One of my big discoveries (when I first started researching this week), is the curriculum theorist William Pinar. He has written many influential curriculum books, articles, and founded curriculum journals. What is notable about his work is how (and when) it diverges from the Tyler Rationale. His work forms a significant part of the 1970’s Reconceptualist movement, an era in theoretical and applied education that continues to ripple through the Education system today. The concept of a system that requires continual evaluation, growth, and change, is at the heart of what it means to be a social-justice-oriented educator. One does not wish to sit and watch problematic patterns reoccur – instead one desires reflection, evaluation and change. These were some of the ways of thinking and action, that Reconceptualism sought to establish as an accepted regular practice provided within education.
Some of the big movements related to reconciliation in Canada are the Truth and Reconciliation Commission work and Missing and Murdered Aboriginal Women Call to Action. Changes to curriculum, especially additions to history and social studies that include Indigenous histories, are movements of reconciliation. Increasing “First Nations Ways of Knowing and Being” among educators and in the classrooms by providing culturally shaped experiences is reconciliation in action.
Jumping forward into more recent reconciliation academia, I discovered an article by Aparna Mishra Tarc, discussing a topic known as Reparative Curriculum (2011). Some of the big themes of this topic include guiding students to learn to sit with the suffering others have endured as a way of trying to make peace with it. This will be one of my chosen articles for discussion in my research paper.
This article led me to other articles that discuss the differing viewpoints in the concept of “resolution.” I discovered that resolution can have varied meanings. It also seems to be an emotionally charged topic – how can it not be? From the article Truth, Reconciliation and Amnesia: Porcupines and China Dolls and the Canadian Conscience (2009) “While healing and reconciliation are desirable occurrences…these concepts can also entail a fixation upon resolution that is not only premature but problematic in its correlation with forgetting” (Martin, p. 49). The tension between staying with discomfort and passing through it quickly is affected by the overarching need to find some kind of resolution, with a seen-at-times confusion about the pathway. Are we in such a rush for resolve that we neglect to spend enough time just sitting with the discomfort involved with accepting the difficulties of the past?
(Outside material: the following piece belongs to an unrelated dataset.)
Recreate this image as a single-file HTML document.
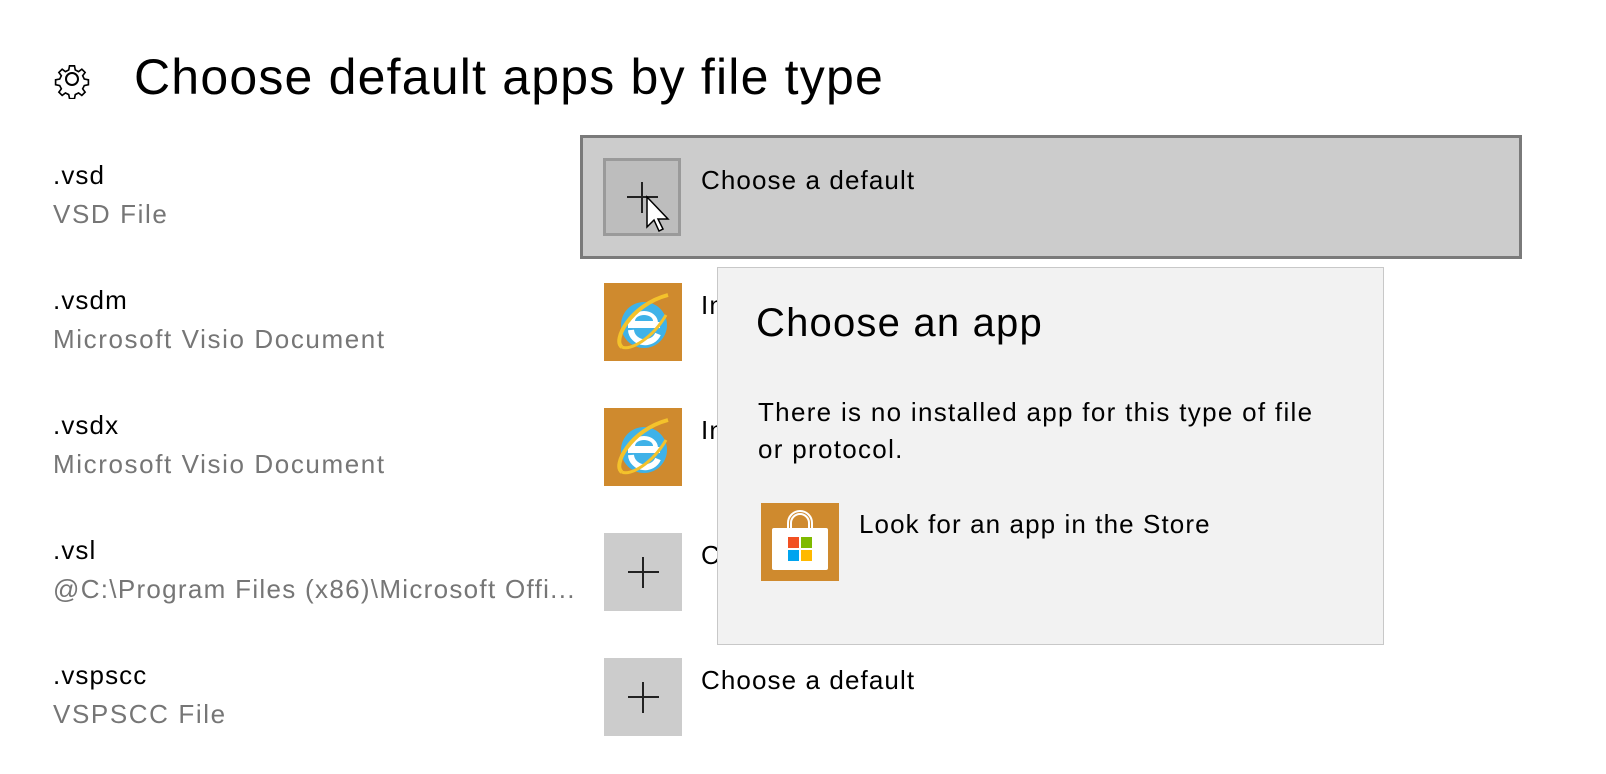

The other valuable resource that I discovered is a textbook called Framing Peace: Thinking about and Enacting Curriculum as Radical Hope (2014). From this book, I would like to study the chapter by Ashley Pullman and Chris Nichols: “How to ‘Teach’ Peace to a Subject that is Continually in Crisis.” This chapter is of interest because it theorizes ways that educators can “illuminate problems of violence while providing strategies to address these concerns” (p. 29). This book also explores the concept of peace as a practice, rather than an endpoint. This would seem to me another perspective within the reconciliation framework. We are still in a time of violence within communities – for example, as discoveries about residential schools, and buried children continue to be uncovered. How do we move towards peace in the processing – the present and resounding impacts of this? This could also tie in with other research around incorporating mindfulness into the curriculum, but at some point this may begin to diverge from the original topic, so this may be better to hold this aside for other research work.
Finally, I wish to search for practices that use cultural approaches to teach about reconciliation. This would be my next area to search for in my assignment. This would tie together my other research and work. I also noted, that in my research, the work of Judith Butler, a feminist scholar, was often referenced. I spent some time reading about her work and reflecting on how it may apply to future coursework.
I am enjoying the process of researching and learning, and I look forward to putting more of the pieces together in the form of a written assignment. Incredible strides are made to introduce more Indigenous programming into the curriculum. However, as we look to the practices in the present, truthfully, educators and schools are oftentimes struggling and may face challenges in the actual delivery of this. Studying curriculum and pedagogy through the lens of reconciliation may provide insights into the complexities of the current climate in Indigenous education.
The part of this post that piqued my interest the most was the thesis in question, or rather the focus. Asking “how is reconciliation incorporated into curriculum” is imperative to all forms of teaching. Teaching is inherently political and must push some sort of agenda, and by asking this question we begin by teaching the right perspective. A perspective that asks us to question ourselves and what we teach will undoubtedly lead us to teaching the right things.